# WRITTEN EXERCISE
Report each line of the data that has "html" somewhere in it.

# DATA SECTION
——————————
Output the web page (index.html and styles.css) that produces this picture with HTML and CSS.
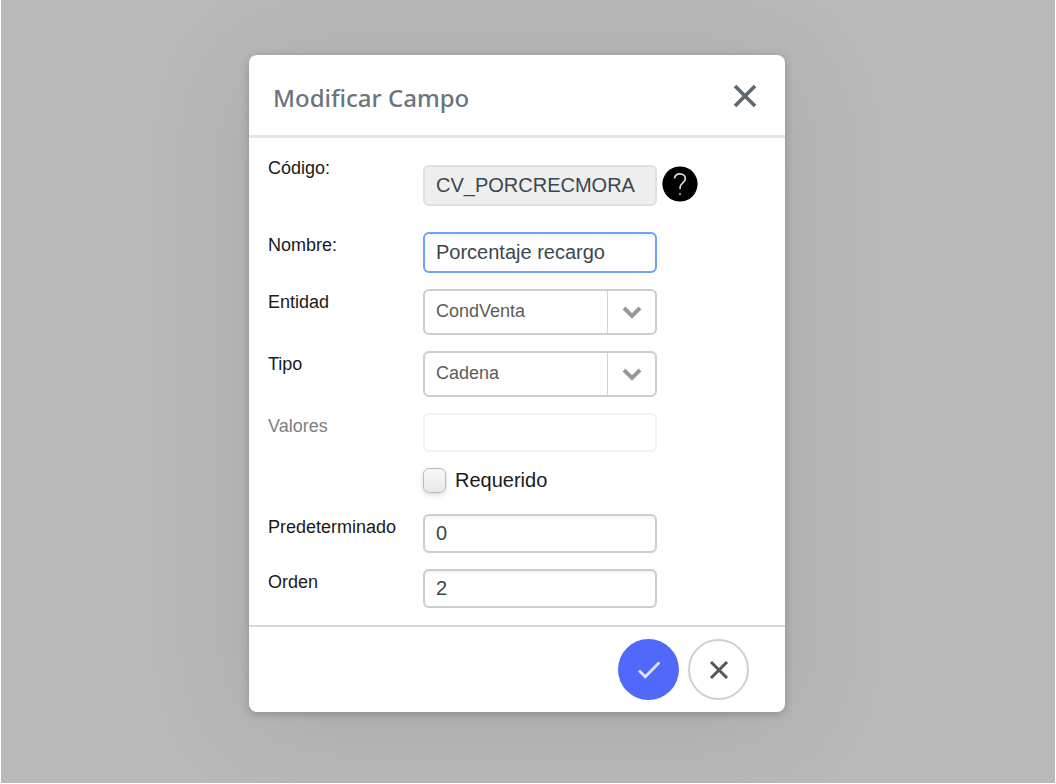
FILE: index.html
```
<!DOCTYPE html>
<html lang="es">
<head>
    <meta charset="UTF-8">
    <meta name="viewport" content="width=device-width, initial-scale=1.0">
    <title>Modificar Campo</title>
    <link rel="stylesheet" href="styles.css">
</head>
<body>
    <div class="overlay">
        <form class="modal" role="dialog" aria-labelledby="modalTitle">
            <div class="modal-header">
                <h1 id="modalTitle">Modificar Campo</h1>
                <button type="button" class="close" aria-label="Cerrar">
                    <svg width="24" height="24" viewBox="0 0 24 24"><path d="M2 2l20 20M22 2L2 22" stroke="#5f676d" stroke-width="3.6"/></svg>
                </button>
            </div>

            <div class="modal-body">
                <div class="row">
                    <label for="codigo">Código:</label>
                    <div class="field-code">
                        <input type="text" id="codigo" class="tall" value="CV_PORCRECMORA" readonly>
                        <button type="button" class="help" aria-label="Ayuda">
                            <svg width="36" height="36" viewBox="0 0 36 36">
                                <circle cx="18" cy="18" r="17.6" fill="#000"/>
                                <path d="M12.4 12.3c.6-2.9 2.6-4.5 5.5-4.5 3.1 0 5.4 1.9 5.4 4.7 0 4.1-5.2 4.5-5.2 9v1.5" fill="none" stroke="#ddd" stroke-width="1.7"/>
                                <circle cx="18" cy="28" r="1.2" fill="#888"/>
                            </svg>
                        </button>
                    </div>
                </div>

                <div class="row">
                    <label for="nombre">Nombre:</label>
                    <input type="text" id="nombre" class="tall active" value="Porcentaje recargo">
                </div>

                <div class="row">
                    <label for="entidad">Entidad</label>
                    <div class="select">
                        <select id="entidad">
                            <option>CondVenta</option>
                        </select>
                        <span class="arrow">
                            <svg width="20" height="14" viewBox="0 0 20 14"><path d="M2 3l8 8 8-8" fill="none" stroke="#999" stroke-width="4"/></svg>
                        </span>
                    </div>
                </div>

                <div class="row">
                    <label for="tipo">Tipo</label>
                    <div class="select">
                        <select id="tipo">
                            <option>Cadena</option>
                        </select>
                        <span class="arrow">
                            <svg width="20" height="14" viewBox="0 0 20 14"><path d="M2 3l8 8 8-8" fill="none" stroke="#999" stroke-width="4"/></svg>
                        </span>
                    </div>
                </div>

                <div class="row disabled">
                    <label for="valores">Valores</label>
                    <input type="text" id="valores" disabled>
                </div>

                <div class="row">
                    <div class="check">
                        <input type="checkbox" id="requerido">
                        <label for="requerido">Requerido</label>
                    </div>
                </div>

                <div class="row">
                    <label for="predeterminado">Predeterminado</label>
                    <input type="text" id="predeterminado" value="0">
                </div>

                <div class="row">
                    <label for="orden">Orden</label>
                    <input type="text" id="orden" value="2">
                </div>
            </div>

            <div class="modal-footer">
                <button type="submit" class="round accept" aria-label="Aceptar">
                    <svg width="24" height="20" viewBox="0 0 24 20"><path d="M2 10.5l6.3 6.3L22.3 2.5" fill="none" stroke="#dfe3ff" stroke-width="2.8"/></svg>
                </button>
                <button type="button" class="round cancel" aria-label="Cancelar">
                    <svg width="20" height="20" viewBox="0 0 20 20"><path d="M2 2l16 16M18 2L2 18" stroke="#555" stroke-width="3"/></svg>
                </button>
            </div>
        </form>
    </div>
</body>
</html>
```
FILE: styles.css
```
* {
    box-sizing: border-box;
}

body {
    margin: 0;
    padding: 0 1px 1px;
    min-height: 100vh;
    display: flex;
    background-color: #fff;
    font-family: "Liberation Sans", Arial, sans-serif;
    font-size: 18px;
    color: #1a1a1a;
}

.overlay {
    flex: 1;
    padding: 55px 22px 55px 0;
    background-color: #b9b9b9;
    overflow: hidden;
}

.modal {
    max-width: 536px;
    margin: 0 auto;
    background-color: #fff;
    border-radius: 8px;
    box-shadow: 0 2px 8px rgba(0, 0, 0, 0.2), 0 12px 110px rgba(0, 0, 0, 0.1);
}

.modal-header {
    display: flex;
    align-items: center;
    justify-content: space-between;
    height: 83px;
    padding: 5px 24px 0;
    border-bottom: 3px solid #e2e5e5;
}

h1 {
    margin: 0;
    font-family: "Noto Sans", "Open Sans", sans-serif;
    font-size: 24px;
    font-weight: 500;
    line-height: 32px;
    color: #6a757e;
}

button {
    display: flex;
    align-items: center;
    justify-content: center;
    padding: 0;
    border: none;
    background: none;
    cursor: pointer;
}

.close {
    width: 32px;
    height: 30px;
    margin-bottom: 4px;
}

.modal-body {
    display: flex;
    flex-direction: column;
    gap: 16px;
    padding: 17px 19px;
}

.row {
    display: grid;
    grid-template-columns: 155px 234px;
    align-items: start;
}

label {
    line-height: 26px;
}

input[type="text"] {
    width: 100%;
    height: 39px;
    padding: 0 11px;
    border: 2px solid #c9ced1;
    border-radius: 6px;
    background-color: #fff;
    box-shadow: inset 0 2px 3px rgba(0, 0, 0, 0.05);
    font-family: inherit;
    font-size: 20px;
    color: #3b474e;
}

input[type="text"].tall {
    height: 41px;
}

input[type="text"]:read-only {
    border-color: #dde1e1;
    background-color: #eee;
    box-shadow: none;
}

input[type="text"].active {
    border-color: #6da2fa;
    outline: none;
}

.field-code {
    display: grid;
    grid-template-columns: 234px 36px;
    align-items: center;
    gap: 5px;
    padding: 10px 0;
}

.help {
    width: 36px;
    height: 36px;
    border-radius: 50%;
    margin-bottom: 4px;
}

.select {
    position: relative;
}

select {
    display: block;
    width: 100%;
    height: 46px;
    padding: 0 60px 2px 11px;
    border: 2px solid #cdcdcd;
    border-radius: 6px;
    background-color: #fff;
    appearance: none;
    font-family: inherit;
    font-size: 18px;
    color: #5c5c5c;
}

.arrow {
    position: absolute;
    top: 2px;
    right: 2px;
    bottom: 2px;
    width: 48px;
    display: flex;
    align-items: center;
    justify-content: center;
    border-left: 1px solid #d2d2d2;
    pointer-events: none;
}

.disabled label {
    color: #808080;
}

.disabled input[type="text"] {
    border-color: #f0f3f3;
    background-color: #fff;
}

.check {
    grid-column: 2;
    display: flex;
    align-items: center;
    gap: 9px;
    padding-bottom: 5px;
}

.check input {
    width: 23px;
    height: 25px;
    margin: 0;
    appearance: none;
    border: 1px solid #bbb;
    border-radius: 6px;
    background: linear-gradient(#f8f8f8, #e8e8e8);
    box-shadow: 0 2px 5px rgba(0, 0, 0, 0.15);
}

.check input:checked {
    background: #5069fb;
}

.check label {
    font-size: 20px;
    line-height: 25px;
}

.modal-footer {
    display: flex;
    justify-content: flex-end;
    gap: 9px;
    padding: 12px 36px;
    border-top: 2px solid #d8d8d8;
}

.round {
    width: 61px;
    height: 61px;
    border-radius: 50%;
}

.accept {
    background-color: #5069fb;
}

.cancel {
    border: 2px solid #cfcfcf;
    background-color: #fff;
}
```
——————————
# TASK RESULT
Output the web page (index.html and styles.css) that produces this picture with HTML and CSS.
FILE: index.html
<!DOCTYPE html>
<html lang="es">
</html>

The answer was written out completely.